Funnily enough, when you look at tobacco use in India, men and women both use a lot of tobacco. So one in three adult men, one in three adult women, both in urban and rural areas, use some form of tobacco, either smoked or chewed. We see plenty of women with oral cancer, some of them are tobacco-related, some are not. And for some reason, there’s an increasing epidemiological trend of younger women without any tobacco and alcohol history.

Myth 4: Oral cancer is not treatable

One thing I really want to put on record is that oral cancer is very treatable. We have data that we put out from our group, other groups in India, all over the country — we have excellent cure rates. Even advanced oral cancer has better cure rates than many other cancers. Once diagnosed we identify the extent of the disease and treat them accordingly, usually with surgery or sometimes surgery along with radiotherapy. It depends on the stage.

Myth 5: There is going to be a lot of deformity post-surgery

It not true that patients have to be left deformed. Each patient is treated differently and the treatment options have exploded. The way we treat patients has fundamentally remained the same. But when we look at reconstruction and we look at rehabilitation, we are able to do a lot now than before. So very often if we have to remove multiple teeth, we can reconstruct and give the patient a full set of teeth at the same time. They wake up from surgery with a full set of teeth, no scars on the face, no deformity, and good symmetry between both sides of the face.

Unfortunately, this wasn’t available 20 years ago. With the expansion in technology, with the expansion in expertise and techniques, we are able to do this even for patients who are not very economically well-off. The cost of all of this has come down considerably. The expertise is available now.
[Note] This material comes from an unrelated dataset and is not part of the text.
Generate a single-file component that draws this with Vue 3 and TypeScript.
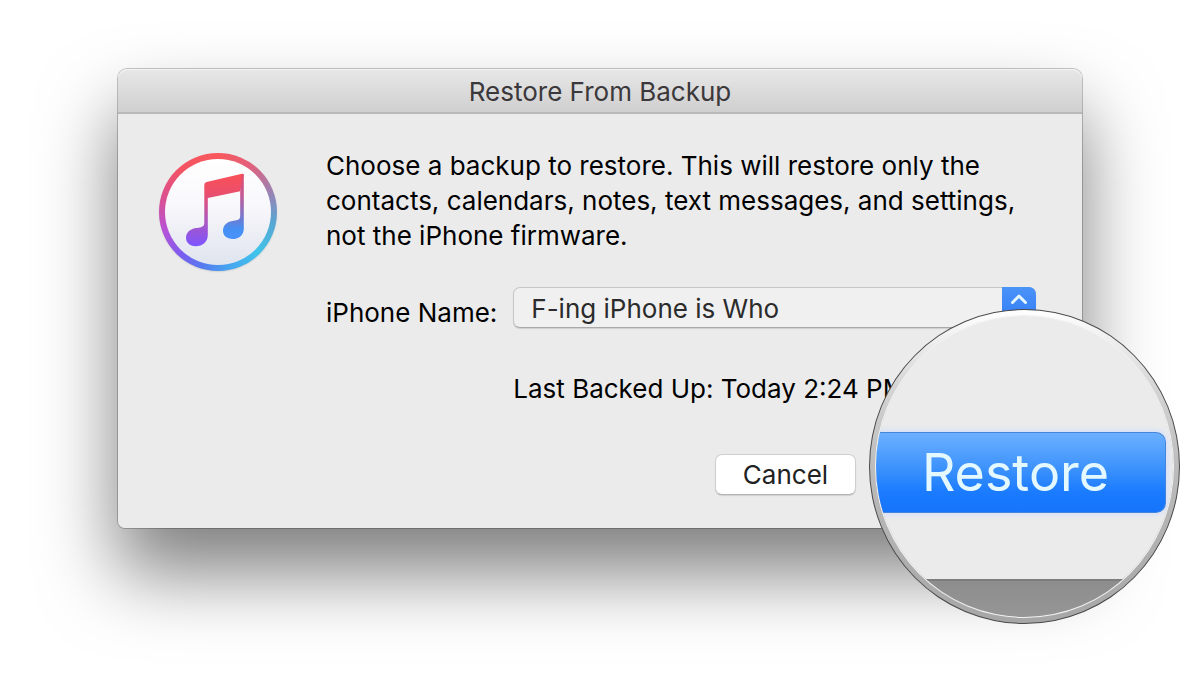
<script setup lang="ts">
import { ref } from 'vue'

const backups: string[] = ['F-ing iPhone is Who']
const selected = ref<string>(backups[0])
</script>

<template>
  <main class="page">
    <section class="dialog" role="dialog" aria-labelledby="dialog-title">
      <header class="titlebar">
        <h1 id="dialog-title">Restore From Backup</h1>
      </header>

      <div class="body">
        <svg class="logo" viewBox="0 0 120 120" aria-hidden="true">
          <defs>
            <linearGradient id="face" x1="0" y1="0" x2="0" y2="1">
              <stop offset="0" stop-color="#ffffff" />
              <stop offset="0.45" stop-color="#f8f7fb" />
              <stop offset="1" stop-color="#dfe4ee" />
            </linearGradient>
            <linearGradient id="note" x1="0" y1="0" x2="0" y2="1">
              <stop offset="0" stop-color="#fb4f57" />
              <stop offset="0.28" stop-color="#e94f6c" />
              <stop offset="0.6" stop-color="#b356b8" />
              <stop offset="1" stop-color="#7c55ff" />
            </linearGradient>
            <linearGradient id="stem" x1="0" y1="0" x2="0" y2="1">
              <stop offset="0" stop-color="#e05070" />
              <stop offset="0.3" stop-color="#c9568f" />
              <stop offset="0.65" stop-color="#7a76cc" />
              <stop offset="0.85" stop-color="#4490f4" />
              <stop offset="1" stop-color="#4a92fb" />
            </linearGradient>
          </defs>
          <circle cx="60" cy="61" r="58" class="logo-shade" />
          <foreignObject x="1" y="1" width="118" height="118">
            <div class="logo-ring"></div>
          </foreignObject>
          <circle cx="60" cy="60" r="53" fill="url(#face)" />
          <path
            d="M46.3 33 Q46.3 30.6 48.6 30 L84 21.8 Q85.8 21.5 85.8 23.4 L82.2 39.3 L49.8 46 V83 C49.8 90 44.5 94.2 37.6 94.2 C31.8 94.2 28 90.8 28 85.8 C28 80.2 32.4 76.4 38.8 75.9 C44 75.4 46.3 74.6 46.3 71 Z"
            fill="url(#note)"
          />
          <path
            d="M85.8 23.4 V76.4 C85.8 83 81 87 74.6 87 C68.8 87 65 83.6 65 78.8 C65 73.4 69.2 69.4 75.6 68.8 C80 68.3 82.2 67.4 82.2 64 V39.3 L84.2 21.8 Q85.8 21.5 85.8 23.4 Z"
            fill="url(#stem)"
          />
        </svg>

        <div class="content">
          <p class="message">
            Choose a backup to restore. This will restore only the<br />
            contacts, calendars, notes, text messages, and settings,<br />
            not the iPhone firmware.
          </p>

          <div class="field">
            <label for="backup">iPhone Name:</label>
            <div class="picker">
              <select id="backup" v-model="selected">
                <option v-for="name in backups" :key="name" :value="name">{{ name }}</option>
              </select>
              <span class="stepper">
                <svg viewBox="0 0 34 40" aria-hidden="true">
                  <path d="M10.5 15.5 17 9l6.5 6.5M10.5 25.5 17 32l6.5-6.5" />
                </svg>
              </span>
            </div>
            <p class="status">Last Backed Up: Today 2:24 PM</p>
          </div>

          <div class="actions">
            <button type="button" class="cancel">Cancel</button>
          </div>
        </div>
      </div>

      <div class="lens">
        <div class="lens-glass">
          <div class="lens-window">
            <button type="button" class="restore">Restore</button>
          </div>
        </div>
      </div>
    </section>
  </main>
</template>

<style>
body {
  margin: 0;
  background: #fff;
}
</style>

<style scoped>
* {
  box-sizing: border-box;
}

.page {
  min-height: 100vh;
  padding: 68px 117px;
  overflow: hidden;
  background: #fff;
  font-family: Inter, "Liberation Sans", sans-serif;
  font-size: 26px;
  line-height: 35px;
  color: #000;
}

.dialog {
  position: relative;
  border: 1px solid rgba(0, 0, 0, 0.22);
  border-radius: 10px 10px 8px 8px;
  background: #ebebeb;
  background-clip: padding-box;
  box-shadow: 0 44px 76px rgba(0, 0, 0, 0.5);
}

.titlebar {
  display: flex;
  align-items: center;
  justify-content: center;
  height: 45px;
  padding-top: 2px;
  border-bottom: 2px solid #b9b9b9;
  border-radius: 9px 9px 0 0;
  background: linear-gradient(#e8e8e8, #cfcfcf);
  box-shadow: inset 0 1px #f4f4f4;
}

h1 {
  margin: 0;
  font-size: 26px;
  font-weight: 400;
  color: #3b383b;
}

.body {
  display: flex;
  gap: 48px;
  padding: 34px 46px 33px 40px;
}

.logo {
  flex: none;
  width: 120px;
  height: 120px;
  margin-top: 4px;
  overflow: visible;
}

.logo-shade {
  fill: rgba(0, 0, 0, 0.25);
  filter: blur(1px);
}

.logo-ring {
  width: 118px;
  height: 118px;
  border-radius: 50%;
  background: conic-gradient(#f8585c, #e2607c 35deg, #9a82b4 70deg, #58a5d2 100deg, #40c4ea 135deg, #46a4f0 170deg, #557cf0 195deg, #7b5df0 220deg, #b552d8 250deg, #dc5090 285deg, #f45462 320deg, #f8585c);
}

.content {
  flex: 1;
  min-width: 0;
}

.message {
  margin: 0;
  white-space: nowrap;
}

.field {
  display: grid;
  grid-template-columns: auto 1fr;
  column-gap: 16px;
  row-gap: 41px;
  margin-top: 34px;
}

.field label {
  padding-top: 8px;
}

.picker {
  position: relative;
  height: 41px;
}

.picker select {
  width: 100%;
  height: 41px;
  padding: 1px 48px 0 17px;
  border: 1px solid #c6c6c6;
  border-bottom-color: #a9a9a9;
  border-radius: 7px;
  background: #f0f0f0;
  box-shadow: 0 1px 1px rgba(0, 0, 0, 0.12);
  appearance: none;
  font: inherit;
  color: #2b2b2b;
}

.stepper {
  position: absolute;
  top: 0;
  right: 0;
  width: 34px;
  height: 41px;
  border-radius: 0 7px 7px 0;
  background: linear-gradient(#4a93f8, #2f78f6);
  pointer-events: none;
}

.stepper svg {
  display: block;
  width: 34px;
  height: 40px;
  fill: none;
  stroke: #e4f6ff;
  stroke-width: 3;
  stroke-linecap: round;
  stroke-linejoin: round;
}

.status {
  grid-column: 2;
  margin: 0;
  white-space: nowrap;
}

.actions {
  display: flex;
  justify-content: flex-end;
  margin-top: 48px;
  padding-right: 180px;
}

.cancel {
  width: 141px;
  height: 41px;
  border: 1px solid #cfcfcf;
  border-bottom-color: #b4b4b4;
  border-radius: 7px;
  background: #fff;
  box-shadow: 0 1px 1px rgba(0, 0, 0, 0.12);
  font: inherit;
  color: #222;
}

.lens {
  position: absolute;
  top: 240px;
  right: -98px;
  width: 311px;
  height: 315px;
  padding: 5px;
  border: 1px solid #4a4a4a;
  border-radius: 50%;
  background: linear-gradient(#fff, #d4d4d4 25%, #bcbcbc 50%, #a6a6a6);
}

.lens-glass {
  height: 100%;
  border: 1px solid #f2f2f2;
  border-radius: 50%;
  overflow: hidden;
  background: linear-gradient(#8c8c8c, #969696) bottom / 100% 40px no-repeat;
}

.lens-window {
  height: 265px;
  padding: 116px 7px 0 0;
  border-bottom: 2px solid #7d7d7d;
  background: #ebebeb;
}

.restore {
  width: 100%;
  height: 81px;
  padding: 0 10px 0 0;
  border: 1px solid #4586dc;
  border-left: 0;
  border-radius: 0 10px 10px 0;
  background: linear-gradient(#6cb0ff, #3c92fc 45%, #1a7bff 75%, #1574fb);
  box-shadow: 0 0 6px 1px #cfdcff;
  font: inherit;
  font-size: 52px;
  line-height: 60px;
  color: #e4f8ff;
}
</style>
Oftentimes, patients with oral cancer don’t seek treatment because they are afraid of deformity and dysfunction. That’s not the case anymore. Even if you come in with advanced disease, you’re treated appropriately, your rehabilitation and reconstruction are planned appropriately. By the time you go home from the hospital, you will be eating, talking, and appearing normal.

Also Read: Early detection and preventive measures are the best defences against cancer

Q. How soon should someone seek treatment after noticing symptoms of oral cancer?
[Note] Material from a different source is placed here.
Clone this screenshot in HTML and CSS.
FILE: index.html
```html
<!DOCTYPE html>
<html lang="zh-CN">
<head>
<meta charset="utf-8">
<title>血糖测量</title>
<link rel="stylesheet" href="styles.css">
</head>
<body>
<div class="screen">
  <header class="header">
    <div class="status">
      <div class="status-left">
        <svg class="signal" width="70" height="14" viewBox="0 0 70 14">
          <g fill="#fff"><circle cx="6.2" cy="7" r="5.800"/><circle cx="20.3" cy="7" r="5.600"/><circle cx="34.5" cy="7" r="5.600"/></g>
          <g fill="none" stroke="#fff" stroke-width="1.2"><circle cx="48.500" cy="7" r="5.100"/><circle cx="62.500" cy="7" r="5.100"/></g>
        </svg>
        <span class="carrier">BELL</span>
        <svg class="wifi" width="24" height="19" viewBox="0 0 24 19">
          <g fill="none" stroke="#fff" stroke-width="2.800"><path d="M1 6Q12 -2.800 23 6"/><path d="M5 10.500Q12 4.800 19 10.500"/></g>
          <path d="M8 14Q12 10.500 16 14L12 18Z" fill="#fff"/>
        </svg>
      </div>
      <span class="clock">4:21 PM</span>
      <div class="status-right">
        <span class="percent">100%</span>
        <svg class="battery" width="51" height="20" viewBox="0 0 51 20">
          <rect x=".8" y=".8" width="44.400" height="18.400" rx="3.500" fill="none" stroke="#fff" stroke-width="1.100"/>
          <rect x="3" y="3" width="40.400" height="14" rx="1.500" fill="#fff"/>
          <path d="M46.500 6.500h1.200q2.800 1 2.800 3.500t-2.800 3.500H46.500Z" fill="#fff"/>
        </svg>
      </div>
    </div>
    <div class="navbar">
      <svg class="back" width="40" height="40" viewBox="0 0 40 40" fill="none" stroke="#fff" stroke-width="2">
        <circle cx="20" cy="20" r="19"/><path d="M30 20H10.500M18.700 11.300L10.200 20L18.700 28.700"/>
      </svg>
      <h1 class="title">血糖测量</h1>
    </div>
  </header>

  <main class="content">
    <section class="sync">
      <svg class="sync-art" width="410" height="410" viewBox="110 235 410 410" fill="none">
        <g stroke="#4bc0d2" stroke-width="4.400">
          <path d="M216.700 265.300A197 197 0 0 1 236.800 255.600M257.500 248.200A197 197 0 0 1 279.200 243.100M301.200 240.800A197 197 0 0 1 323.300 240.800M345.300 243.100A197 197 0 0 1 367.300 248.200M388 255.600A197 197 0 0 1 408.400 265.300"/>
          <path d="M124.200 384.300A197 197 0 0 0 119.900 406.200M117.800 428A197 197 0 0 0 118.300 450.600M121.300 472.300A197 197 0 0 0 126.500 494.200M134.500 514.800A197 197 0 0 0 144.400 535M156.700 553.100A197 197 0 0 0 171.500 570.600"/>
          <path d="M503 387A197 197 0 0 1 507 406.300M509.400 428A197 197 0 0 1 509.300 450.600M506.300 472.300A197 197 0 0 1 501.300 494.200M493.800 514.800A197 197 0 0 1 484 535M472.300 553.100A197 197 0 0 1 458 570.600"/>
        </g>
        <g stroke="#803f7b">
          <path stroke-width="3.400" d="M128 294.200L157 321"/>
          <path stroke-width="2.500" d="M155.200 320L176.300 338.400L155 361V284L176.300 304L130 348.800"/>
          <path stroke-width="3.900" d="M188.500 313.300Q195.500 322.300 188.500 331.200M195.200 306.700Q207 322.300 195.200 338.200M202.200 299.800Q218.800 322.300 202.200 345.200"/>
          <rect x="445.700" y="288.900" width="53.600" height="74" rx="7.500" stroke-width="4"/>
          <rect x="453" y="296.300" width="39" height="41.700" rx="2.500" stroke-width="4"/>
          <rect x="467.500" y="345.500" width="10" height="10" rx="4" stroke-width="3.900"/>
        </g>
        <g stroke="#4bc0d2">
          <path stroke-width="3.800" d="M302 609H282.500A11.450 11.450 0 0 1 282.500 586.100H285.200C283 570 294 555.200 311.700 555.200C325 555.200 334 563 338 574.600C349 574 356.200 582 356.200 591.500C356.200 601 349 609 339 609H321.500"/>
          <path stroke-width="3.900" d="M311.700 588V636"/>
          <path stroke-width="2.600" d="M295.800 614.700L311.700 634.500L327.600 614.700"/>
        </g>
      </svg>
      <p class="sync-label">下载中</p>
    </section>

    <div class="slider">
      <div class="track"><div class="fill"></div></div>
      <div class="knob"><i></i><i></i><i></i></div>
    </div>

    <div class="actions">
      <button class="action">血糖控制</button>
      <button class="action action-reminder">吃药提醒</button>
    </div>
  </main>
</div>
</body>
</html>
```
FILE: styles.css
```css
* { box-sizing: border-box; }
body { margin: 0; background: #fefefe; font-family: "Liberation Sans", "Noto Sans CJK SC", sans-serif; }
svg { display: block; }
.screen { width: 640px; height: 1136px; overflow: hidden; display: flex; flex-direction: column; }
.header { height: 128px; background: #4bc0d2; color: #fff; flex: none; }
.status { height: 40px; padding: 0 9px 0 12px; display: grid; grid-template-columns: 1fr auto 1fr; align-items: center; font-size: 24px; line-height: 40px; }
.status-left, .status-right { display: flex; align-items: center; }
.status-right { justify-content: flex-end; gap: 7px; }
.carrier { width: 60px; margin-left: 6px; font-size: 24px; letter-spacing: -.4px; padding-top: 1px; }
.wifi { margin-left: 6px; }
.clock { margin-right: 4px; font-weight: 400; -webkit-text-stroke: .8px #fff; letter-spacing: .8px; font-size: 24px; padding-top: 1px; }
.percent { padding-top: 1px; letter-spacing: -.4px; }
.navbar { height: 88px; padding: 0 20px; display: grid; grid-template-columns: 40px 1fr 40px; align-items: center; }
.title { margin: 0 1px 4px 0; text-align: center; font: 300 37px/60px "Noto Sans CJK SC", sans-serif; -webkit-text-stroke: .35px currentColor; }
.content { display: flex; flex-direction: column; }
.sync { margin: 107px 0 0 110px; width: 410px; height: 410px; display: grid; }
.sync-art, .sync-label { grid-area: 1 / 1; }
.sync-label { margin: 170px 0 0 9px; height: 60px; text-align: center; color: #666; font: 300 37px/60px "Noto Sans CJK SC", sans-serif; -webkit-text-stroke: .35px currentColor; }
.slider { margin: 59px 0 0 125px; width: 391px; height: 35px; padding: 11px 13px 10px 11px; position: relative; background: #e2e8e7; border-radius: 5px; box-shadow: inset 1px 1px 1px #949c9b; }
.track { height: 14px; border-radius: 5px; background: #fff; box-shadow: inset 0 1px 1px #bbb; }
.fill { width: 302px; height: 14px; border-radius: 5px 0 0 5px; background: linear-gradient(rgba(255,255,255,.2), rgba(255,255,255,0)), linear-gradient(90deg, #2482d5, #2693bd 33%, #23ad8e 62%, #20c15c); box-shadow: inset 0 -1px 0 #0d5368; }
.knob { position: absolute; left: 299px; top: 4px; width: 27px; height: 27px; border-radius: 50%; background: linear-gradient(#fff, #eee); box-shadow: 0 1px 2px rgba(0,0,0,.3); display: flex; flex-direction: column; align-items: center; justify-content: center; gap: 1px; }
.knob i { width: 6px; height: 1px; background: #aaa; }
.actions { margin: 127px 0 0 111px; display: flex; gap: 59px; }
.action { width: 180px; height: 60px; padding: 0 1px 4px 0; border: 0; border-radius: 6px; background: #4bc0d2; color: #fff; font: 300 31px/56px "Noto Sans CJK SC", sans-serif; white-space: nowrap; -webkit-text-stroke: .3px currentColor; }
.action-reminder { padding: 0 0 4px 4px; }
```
A. You lose nothing by getting an evaluation. It may not be cancer in the majority of patients. But just know that your cure rate in stage one is 85 to 90 percent, while for stage four it is about 50 percent. So a few months can cut your survival into half.

Q. What about the recurrence of oral cancer post-surgery?

An issue we see in some cancers is that sometimes it recurs. Whatever we do, some of them recur but the vast majority don’t.

If we treat patients appropriately, which means that we stage them properly and we complete the treatment in one shot, the vast majority of patients are cured.

We’ve gone beyond the point where we write off anybody with a recurrent cancer saying, “I’m sorry, the disease has come back and there’s nothing you can do.”